Dans Le Grand Bain de Gilles Lellouche, tout l'intérêt du long métrage réside dans l'étude des personnages, dans leurs fêlures, dans leurs échecs et dans la réaction de leurs entourages. La compétition de natation synchronisée au masculin est reléguée au second plan, au profit de l'humain, de ses relations et du sens de la vie.

Bertrand (Mathieu Amalric), Laurent (Guillaume Canet), Marcus (Benoît Poelvoorde), Simon (Jean-Hugues Anglade), Thierry (Philippe Katerine) et Basile (Alban Ivanov) ont plusieurs points en commun ... ils sont vieux, dépressifs, bedonnants ... et ils portent un slip de bain. En effet, ils pratiquent la natation synchronisée en équipe, sous la direction de deux anciennes championnes, Delphine (Virginie Efira) devenue alcoolique et Amanda (Leila Bekhti) devenue paraplégique.
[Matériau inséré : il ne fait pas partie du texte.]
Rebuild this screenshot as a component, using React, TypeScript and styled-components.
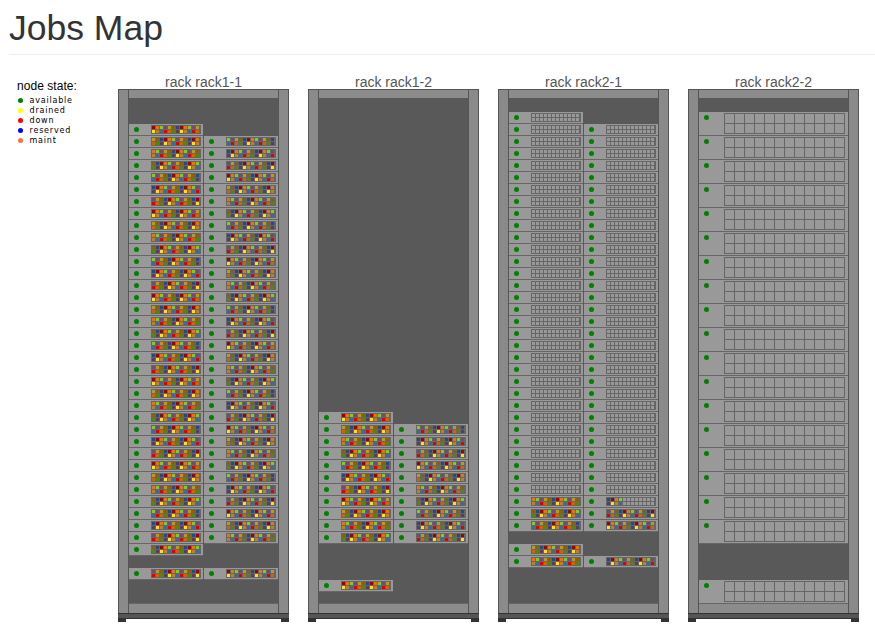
import React from "react";
import styled, { createGlobalStyle } from "styled-components";

const GlobalStyle = createGlobalStyle`
    html, body {
        margin: 0;
        padding: 0;
        background: #fff;
        overflow: hidden;
    }
`;

const Page = styled.div`
    font-family: "Liberation Sans", Arial, sans-serif;
    width: 875px;
    height: 633px;
    overflow: hidden;
`;

const Header = styled.div`
    margin-left: 9px;
    height: 54px;
    border-bottom: 1px solid #eeeeee;
`;

const Title = styled.h1`
    margin: 0;
    padding-top: 8px;
    font-size: 35.5px;
    line-height: 40px;
    font-weight: 400;
    color: #333333;
`;

const Content = styled.div`
    display: flex;
    padding: 20px 0 0 17px;
`;

const Legend = styled.div`
    width: 101px;
    flex: none;
    padding-top: 4px;
`;

const LegendTitle = styled.div`
    font-size: 12px;
    line-height: 14px;
    color: #000;
    margin-bottom: 2px;
    letter-spacing: 0.05px;
`;

const LegendItem = styled.div`
    display: flex;
    align-items: center;
    height: 10px;
    font-family: "DejaVu Sans", sans-serif;
    font-size: 8px;
    letter-spacing: 0.8px;
    color: #000;
`;

const LegendDot = styled.span<{ $color: string }>`
    width: 5px;
    height: 5px;
    border-radius: 50%;
    margin: 0 6.5px 0 1px;
    background: ${props => props.$color};
`;

const Racks = styled.div`
    display: flex;
    gap: 19px;
`;

const RackBox = styled.div`
    width: 171px;
    flex: none;
`;

const RackName = styled.div`
    height: 14px;
    font-size: 14px;
    line-height: 14px;
    text-align: center;
    color: #555555;
`;

const Cabinet = styled.div`
    display: flex;
    border-top: 1px solid #555555;
`;

const Post = styled.div`
    width: 11px;
    flex: none;
    box-sizing: border-box;
    background: #8a8a8a;
    border-left: 1px solid #555555;
    border-right: 1px solid #555555;
`;

const Bay = styled.div`
    width: 149px;
    flex: none;
`;

const Bar = styled.div`
    height: 8px;
    background: #8c8c8c;
`;

const BottomBar = styled.div`
    height: 9px;
    background: #8c8c8c;
    border-top: 1px solid #666666;
`;

const Slots = styled.div`
    height: 505px;
    background: #595959;
    overflow: hidden;
`;

const Spacer = styled.div<{ $height: number }>`
    height: ${props => props.$height}px;
`;

const Row = styled.div`
    display: flex;
    gap: 1px;
    padding-bottom: 1px;
`;

const Node = styled.div<{ $wide?: boolean }>`
    display: flex;
    align-items: flex-start;
    box-sizing: border-box;
    width: ${props => (props.$wide ? 149 : 74)}px;
    height: ${props => (props.$wide ? 23 : 11)}px;
    background: #999999;
    box-shadow: 0 1px 0 #666666;
`;

const Led = styled.span<{ $wide?: boolean }>`
    width: 5px;
    height: 5px;
    flex: none;
    border-radius: 50%;
    background: #008000;
    margin: 3px ${props => (props.$wide ? 15 : 12)}px 0 5px;
`;

const Cores = styled.div<{ $wide?: boolean }>`
    display: grid;
    grid-template-columns: repeat(12, ${props => (props.$wide ? 9 : 3)}px);
    grid-template-rows: repeat(2, ${props => (props.$wide ? 9 : 3)}px);
    gap: 1px;
    margin-top: 1px;
    padding: ${props => (props.$wide ? "1px" : "1px 2px 1px 1px")};
    background: #666666;
`;

const Core = styled.span<{ $color: string }>`
    background: ${props => props.$color};
`;

const Base = styled.div`
    height: 4px;
    background: #555555;
    border-top: 1px solid #333333;
    border-bottom: 1px solid #333333;
`;

const Feet = styled.div`
    display: flex;
    justify-content: space-between;
`;

const Foot = styled.div`
    width: 8px;
    height: 3px;
    background: #333333;
`;

const IDLE = "#999999";
const TOP = ["#a00000", "#ee7400", "#80cc20", "#704a70", "#c09a10", "#8a6000", "#204a88"];
const BOTTOM = ["#ffe010", "#c08020", "#3a6aa0", "#e00000", "#d86000", "#508a00", "#5a3a6a"];

// offset: position in the job colour cycle, undefined: node has no job
// fill: how many columns hold a job
type NodeDef = { offset?: number; fill?: number };
type Slot = { gap: number } | { nodes: NodeDef[] };

const full = (k: number): Slot => ({
    nodes: [{ offset: (4 * k) % 7 }, { offset: ((4 * k) % 7 + 5) % 7 }]
});

const idle = (count: number): Slot[] => Array.from({ length: count }, () => ({ nodes: [{}, {}] }));

const rack11: Slot[] = [
    { gap: 26 },
    { nodes: [{ offset: 0 }] },
    ...Array.from({ length: 34 }, (_, i) => full(i + 1)),
    { nodes: [{ offset: 5 }] },
    { gap: 12 },
    { nodes: [{ offset: 3 }, { offset: 0 }] }
];

const rack12: Slot[] = [
    { gap: 314 },
    { nodes: [{ offset: 0 }] },
    ...Array.from({ length: 10 }, (_, i) => full(i + 1)),
    { gap: 36 },
    { nodes: [{ offset: 0 }] }
];

const rack21: Slot[] = [
    { gap: 14 },
    { nodes: [{}] },
    ...idle(31),
    { nodes: [{ offset: 1 }, { offset: 6, fill: 4 }] },
    { nodes: [{ offset: 5 }, { offset: 3 }] },
    { nodes: [{ offset: 2 }, { offset: 0 }] },
    { gap: 12 },
    { nodes: [{ offset: 4 }] },
    { nodes: [{ offset: 1 }, { offset: 6 }] }
];

const rack22: Slot[] = [
    { gap: 14 },
    ...Array.from({ length: 18 }, () => ({ nodes: [{}] })),
    { gap: 36 },
    { nodes: [{}] }
];

const racks = [
    { name: "rack rack1-1", slots: rack11, wide: false },
    { name: "rack rack1-2", slots: rack12, wide: false },
    { name: "rack rack2-1", slots: rack21, wide: false },
    { name: "rack rack2-2", slots: rack22, wide: true }
];

const legend = [
    { label: "available", color: "#008000" },
    { label: "drained", color: "#ffff00" },
    { label: "down", color: "#ff0000" },
    { label: "reserved", color: "#0000ff" },
    { label: "maint", color: "#ff7040" }
];

const coreColor = (def: NodeDef, row: number, col: number) => {
    if (def.offset === undefined || col >= (def.fill ?? 12)) {
        return IDLE;
    }
    const cycle = row === 0 ? TOP : BOTTOM;
    return cycle[(def.offset + col) % 7];
};

const RackNode = ({ def, wide }: { def: NodeDef; wide: boolean }) => (
    <Node $wide={wide}>
        <Led $wide={wide} />
        <Cores $wide={wide}>
            {[0, 1].map(row =>
                Array.from({ length: 12 }, (_, col) => (
                    <Core key={`${row}-${col}`} $color={coreColor(def, row, col)} />
                ))
            )}
        </Cores>
    </Node>
);

const Rack = ({ name, slots, wide }: { name: string; slots: Slot[]; wide: boolean }) => (
    <RackBox>
        <RackName>{name}</RackName>
        <Cabinet>
            <Post />
            <Bay>
                <Bar />
                <Slots>
                    {slots.map((slot, index) =>
                        "gap" in slot ? (
                            <Spacer key={index} $height={slot.gap} />
                        ) : (
                            <Row key={index}>
                                {slot.nodes.map((def, i) => (
                                    <RackNode key={i} def={def} wide={wide} />
                                ))}
                            </Row>
                        )
                    )}
                </Slots>
                <BottomBar />
            </Bay>
            <Post />
        </Cabinet>
        <Base />
        <Feet>
            <Foot />
            <Foot />
        </Feet>
    </RackBox>
);

export default function App() {
    return (
        <Page>
            <GlobalStyle />
            <Header>
                <Title>Jobs Map</Title>
            </Header>
            <Content>
                <Legend>
                    <LegendTitle>node state:</LegendTitle>
                    {legend.map(item => (
                        <LegendItem key={item.label}>
                            <LegendDot $color={item.color} />
                            {item.label}
                        </LegendItem>
                    ))}
                </Legend>
                <Racks>
                    {racks.map(rack => (
                        <Rack key={rack.name} {...rack} />
                    ))}
                </Racks>
            </Content>
        </Page>
    );
}
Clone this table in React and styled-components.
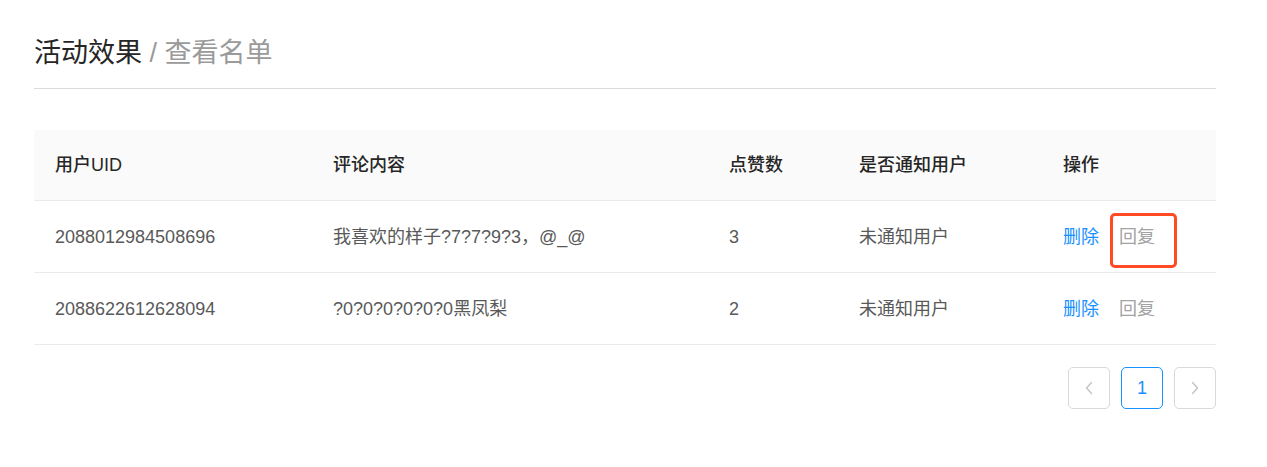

Peu à peu, nous en apprenons un peu plus sur chacun des personnages et sur les blessures émotionnelles qui les ont construits, sans jamais trop en dévoiler. Il y a beaucoup d'informations superflues ou non pertinentes qui sont cachées au spectateur et qui ne gênent nullement à la compréhension du film. Au contraire, ces détails non divulgués au spectateur stimule notre imagination et c'est à nous de combler les trous du scénario. Par exemple, on ne saura jamais la nature exacte de l'accident qui a mis fin au duo des deux championnes Delphine et Amanda, ni les évènements à l'origine de la dépression de Bertrand et le pourquoi du comment de son rendez-vous RH. Toutes les scènes qui décrivent le quotidien des personnages au travail ou au sein de leur entourage, ne servent qu'à donner un certain éclairage sur leur comportement dans "le grand bain" ... tout le reste est suggéré, feutré, à peine dévoilé.

Tous les membres de ce groupe sont complètement à la ramasse dans leur vie sentimentale ou professionnelle .... c'est une bande de paumés, quoi ! Ainsi, Laurent est l'archétype du parfait connard, qui se retrouve seul dans sa maison pleine de grandes baies vitrées. Il est toujours filmé depuis l'extérieur et jamais au sein d'un foyer, qui n'existe pas (ou plus) pour lui et dans lequel il ne fait jamais rien ... comme à son travail, d'ailleurs ! C'est le pendant "socialement intégré" du personnage de Bertrant, qui sort d'un burn-out violent et qui n'est jamais aussi actif qu'à la piscine. Il se sent inapte au travail et en vient même à perdre son nom au taf. Marcus, c'est le patron qui croule sous les dettes. Thierry, c'est le gardien de piscine qui se fait piquer le peu qu'il a à faire, par un ordinateur. Delphine sombre dans l'alcool et Amanda agresse tout le monde. Au final, seuls Simon le marginal rock-star et John l'aide-soignant (Félix Moati) qui rejoint le groupe sur le tard, ont un vrai taf et c'est un travail directement utile à autrui, même s'il n'est qu'alimentaire.

Il y a toujours un bon équilibre entre les scènes drôles et plus tragiques. Alors parfois, ça se joue sur le rasoir, comme cette très belle scène où le gardien de la piscine, tout joyeux, explique pourquoi il a réussi trois longueurs en apnée. Il y a aussi la scène entre Bertrand et sa femme Claire (Marina Foïs) que je nommerais la scène de la météorite, qui nous montre que ce couple, dont le mari est en crise existentiel, a une complicité solide et profonde et pourquoi il sera capable de tout surmonter. Il y a une grande délicatesse, une tendresse constante du film envers tous ses personnages. Nous avons toujours une clef de compréhension, parfois subtile, qui nous permet de comprendre ses "loosers", sans jamais qu'ils ne soient pathétiques ou bêtement odieux ... ils en deviennent même attachants.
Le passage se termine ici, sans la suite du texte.